The exercise: Every line of the material is to be quoted verbatim, minus the pictures.
- - -
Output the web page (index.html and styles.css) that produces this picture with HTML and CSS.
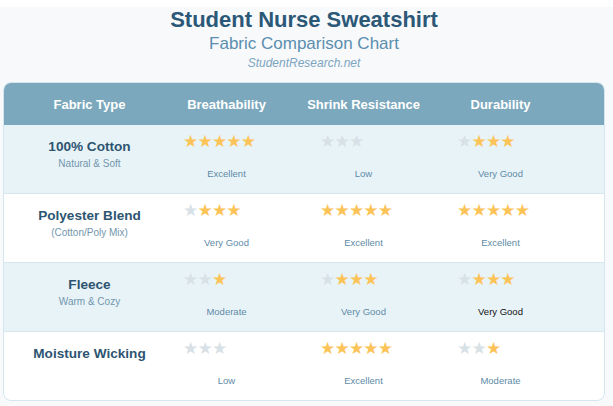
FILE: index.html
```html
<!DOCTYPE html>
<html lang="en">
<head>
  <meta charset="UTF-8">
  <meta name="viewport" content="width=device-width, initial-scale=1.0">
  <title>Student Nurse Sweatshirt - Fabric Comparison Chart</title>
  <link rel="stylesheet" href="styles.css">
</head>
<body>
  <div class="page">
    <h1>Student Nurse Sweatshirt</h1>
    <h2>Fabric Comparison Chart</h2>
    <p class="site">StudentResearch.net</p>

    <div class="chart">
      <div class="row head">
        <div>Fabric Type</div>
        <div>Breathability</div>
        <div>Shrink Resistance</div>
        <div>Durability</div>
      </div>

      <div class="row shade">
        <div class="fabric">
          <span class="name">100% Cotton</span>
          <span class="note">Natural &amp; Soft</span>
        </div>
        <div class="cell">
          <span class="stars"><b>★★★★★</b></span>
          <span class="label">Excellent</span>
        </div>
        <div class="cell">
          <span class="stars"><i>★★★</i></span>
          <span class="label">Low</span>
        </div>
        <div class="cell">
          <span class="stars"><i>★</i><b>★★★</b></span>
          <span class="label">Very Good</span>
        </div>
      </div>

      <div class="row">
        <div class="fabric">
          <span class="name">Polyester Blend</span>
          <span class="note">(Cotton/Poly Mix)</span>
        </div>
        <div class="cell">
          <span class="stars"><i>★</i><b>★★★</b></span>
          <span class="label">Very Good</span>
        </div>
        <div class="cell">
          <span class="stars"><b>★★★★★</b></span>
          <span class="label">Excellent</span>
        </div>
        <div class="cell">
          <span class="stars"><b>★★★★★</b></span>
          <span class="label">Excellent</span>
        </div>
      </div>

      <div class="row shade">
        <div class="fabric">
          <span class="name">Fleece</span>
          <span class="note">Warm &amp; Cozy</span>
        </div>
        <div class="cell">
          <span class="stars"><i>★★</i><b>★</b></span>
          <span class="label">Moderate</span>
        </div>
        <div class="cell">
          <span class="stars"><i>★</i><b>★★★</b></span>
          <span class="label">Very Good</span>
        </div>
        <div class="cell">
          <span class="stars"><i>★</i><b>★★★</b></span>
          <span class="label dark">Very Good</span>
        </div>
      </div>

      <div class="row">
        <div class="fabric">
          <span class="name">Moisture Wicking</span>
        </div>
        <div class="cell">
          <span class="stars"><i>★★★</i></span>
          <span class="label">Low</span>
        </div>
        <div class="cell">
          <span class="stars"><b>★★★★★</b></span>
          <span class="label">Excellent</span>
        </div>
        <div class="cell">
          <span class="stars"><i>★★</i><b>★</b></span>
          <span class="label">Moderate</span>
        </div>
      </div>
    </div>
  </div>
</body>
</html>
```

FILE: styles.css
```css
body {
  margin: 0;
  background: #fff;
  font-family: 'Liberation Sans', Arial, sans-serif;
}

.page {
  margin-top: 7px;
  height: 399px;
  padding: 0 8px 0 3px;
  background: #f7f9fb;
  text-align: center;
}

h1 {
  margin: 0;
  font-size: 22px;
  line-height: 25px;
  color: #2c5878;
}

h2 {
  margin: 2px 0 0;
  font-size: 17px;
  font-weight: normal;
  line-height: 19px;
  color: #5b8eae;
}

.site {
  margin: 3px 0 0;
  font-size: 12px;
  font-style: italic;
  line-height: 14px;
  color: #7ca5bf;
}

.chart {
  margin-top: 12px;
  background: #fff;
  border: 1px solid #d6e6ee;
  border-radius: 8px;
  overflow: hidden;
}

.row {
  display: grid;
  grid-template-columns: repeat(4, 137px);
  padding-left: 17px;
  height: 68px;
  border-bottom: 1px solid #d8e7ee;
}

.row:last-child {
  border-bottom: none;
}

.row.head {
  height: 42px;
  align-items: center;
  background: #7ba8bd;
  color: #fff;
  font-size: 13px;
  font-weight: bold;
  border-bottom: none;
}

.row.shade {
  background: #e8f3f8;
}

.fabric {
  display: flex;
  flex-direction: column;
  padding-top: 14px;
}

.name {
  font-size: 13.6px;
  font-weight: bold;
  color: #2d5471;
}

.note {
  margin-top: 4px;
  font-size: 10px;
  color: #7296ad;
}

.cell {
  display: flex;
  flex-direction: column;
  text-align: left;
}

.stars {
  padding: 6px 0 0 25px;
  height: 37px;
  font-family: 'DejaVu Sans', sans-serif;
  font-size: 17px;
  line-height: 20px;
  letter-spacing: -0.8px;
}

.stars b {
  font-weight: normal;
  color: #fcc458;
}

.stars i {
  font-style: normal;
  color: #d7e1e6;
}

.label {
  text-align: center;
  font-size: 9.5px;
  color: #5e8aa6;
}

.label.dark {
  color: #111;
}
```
- - -
Written reply:
Output the web page (index.html and styles.css) that produces this picture with HTML and CSS.
FILE: index.html
```html
<!DOCTYPE html>
<html lang="en">
<head>
  <meta charset="UTF-8">
  <meta name="viewport" content="width=device-width, initial-scale=1.0">
  <title>Student Nurse Sweatshirt - Fabric Comparison Chart</title>
  <link rel="stylesheet" href="styles.css">
</head>
<body>
  <div class="page">
    <h1>Student Nurse Sweatshirt</h1>
    <h2>Fabric Comparison Chart</h2>
    <p class="site">StudentResearch.net</p>

    <div class="chart">
      <div class="row head">
        <div>Fabric Type</div>
        <div>Breathability</div>
        <div>Shrink Resistance</div>
        <div>Durability</div>
      </div>

      <div class="row shade">
        <div class="fabric">
          <span class="name">100% Cotton</span>
          <span class="note">Natural &amp; Soft</span>
        </div>
        <div class="cell">
          <span class="stars"><b>★★★★★</b></span>
          <span class="label">Excellent</span>
        </div>
        <div class="cell">
          <span class="stars"><i>★★★</i></span>
          <span class="label">Low</span>
        </div>
        <div class="cell">
          <span class="stars"><i>★</i><b>★★★</b></span>
          <span class="label">Very Good</span>
        </div>
      </div>

      <div class="row">
        <div class="fabric">
          <span class="name">Polyester Blend</span>
          <span class="note">(Cotton/Poly Mix)</span>
        </div>
        <div class="cell">
          <span class="stars"><i>★</i><b>★★★</b></span>
          <span class="label">Very Good</span>
        </div>
        <div class="cell">
          <span class="stars"><b>★★★★★</b></span>
          <span class="label">Excellent</span>
        </div>
        <div class="cell">
          <span class="stars"><b>★★★★★</b></span>
          <span class="label">Excellent</span>
        </div>
      </div>

      <div class="row shade">
        <div class="fabric">
          <span class="name">Fleece</span>
          <span class="note">Warm &amp; Cozy</span>
        </div>
        <div class="cell">
          <span class="stars"><i>★★</i><b>★</b></span>
          <span class="label">Moderate</span>
        </div>
        <div class="cell">
          <span class="stars"><i>★</i><b>★★★</b></span>
          <span class="label">Very Good</span>
        </div>
        <div class="cell">
          <span class="stars"><i>★</i><b>★★★</b></span>
          <span class="label dark">Very Good</span>
        </div>
      </div>

      <div class="row">
        <div class="fabric">
          <span class="name">Moisture Wicking</span>
        </div>
        <div class="cell">
          <span class="stars"><i>★★★</i></span>
          <span class="label">Low</span>
        </div>
        <div class="cell">
          <span class="stars"><b>★★★★★</b></span>
          <span class="label">Excellent</span>
        </div>
        <div class="cell">
          <span class="stars"><i>★★</i><b>★</b></span>
          <span class="label">Moderate</span>
        </div>
      </div>
    </div>
  </div>
</body>
</html>
```

FILE: styles.css
```css
body {
  margin: 0;
  background: #fff;
  font-family: 'Liberation Sans', Arial, sans-serif;
}

.page {
  margin-top: 7px;
  height: 399px;
  padding: 0 8px 0 3px;
  background: #f7f9fb;
  text-align: center;
}

h1 {
  margin: 0;
  font-size: 22px;
  line-height: 25px;
  color: #2c5878;
}

h2 {
  margin: 2px 0 0;
  font-size: 17px;
  font-weight: normal;
  line-height: 19px;
  color: #5b8eae;
}

.site {
  margin: 3px 0 0;
  font-size: 12px;
  font-style: italic;
  line-height: 14px;
  color: #7ca5bf;
}

.chart {
  margin-top: 12px;
  background: #fff;
  border: 1px solid #d6e6ee;
  border-radius: 8px;
  overflow: hidden;
}

.row {
  display: grid;
  grid-template-columns: repeat(4, 137px);
  padding-left: 17px;
  height: 68px;
  border-bottom: 1px solid #d8e7ee;
}

.row:last-child {
  border-bottom: none;
}

.row.head {
  height: 42px;
  align-items: center;
  background: #7ba8bd;
  color: #fff;
  font-size: 13px;
  font-weight: bold;
  border-bottom: none;
}

.row.shade {
  background: #e8f3f8;
}

.fabric {
  display: flex;
  flex-direction: column;
  padding-top: 14px;
}

.name {
  font-size: 13.6px;
  font-weight: bold;
  color: #2d5471;
}

.note {
  margin-top: 4px;
  font-size: 10px;
  color: #7296ad;
}

.cell {
  display: flex;
  flex-direction: column;
  text-align: left;
}

.stars {
  padding: 6px 0 0 25px;
  height: 37px;
  font-family: 'DejaVu Sans', sans-serif;
  font-size: 17px;
  line-height: 20px;
  letter-spacing: -0.8px;
}

.stars b {
  font-weight: normal;
  color: #fcc458;
}

.stars i {
  font-style: normal;
  color: #d7e1e6;
}

.label {
  text-align: center;
  font-size: 9.5px;
  color: #5e8aa6;
}

.label.dark {
  color: #111;
}
```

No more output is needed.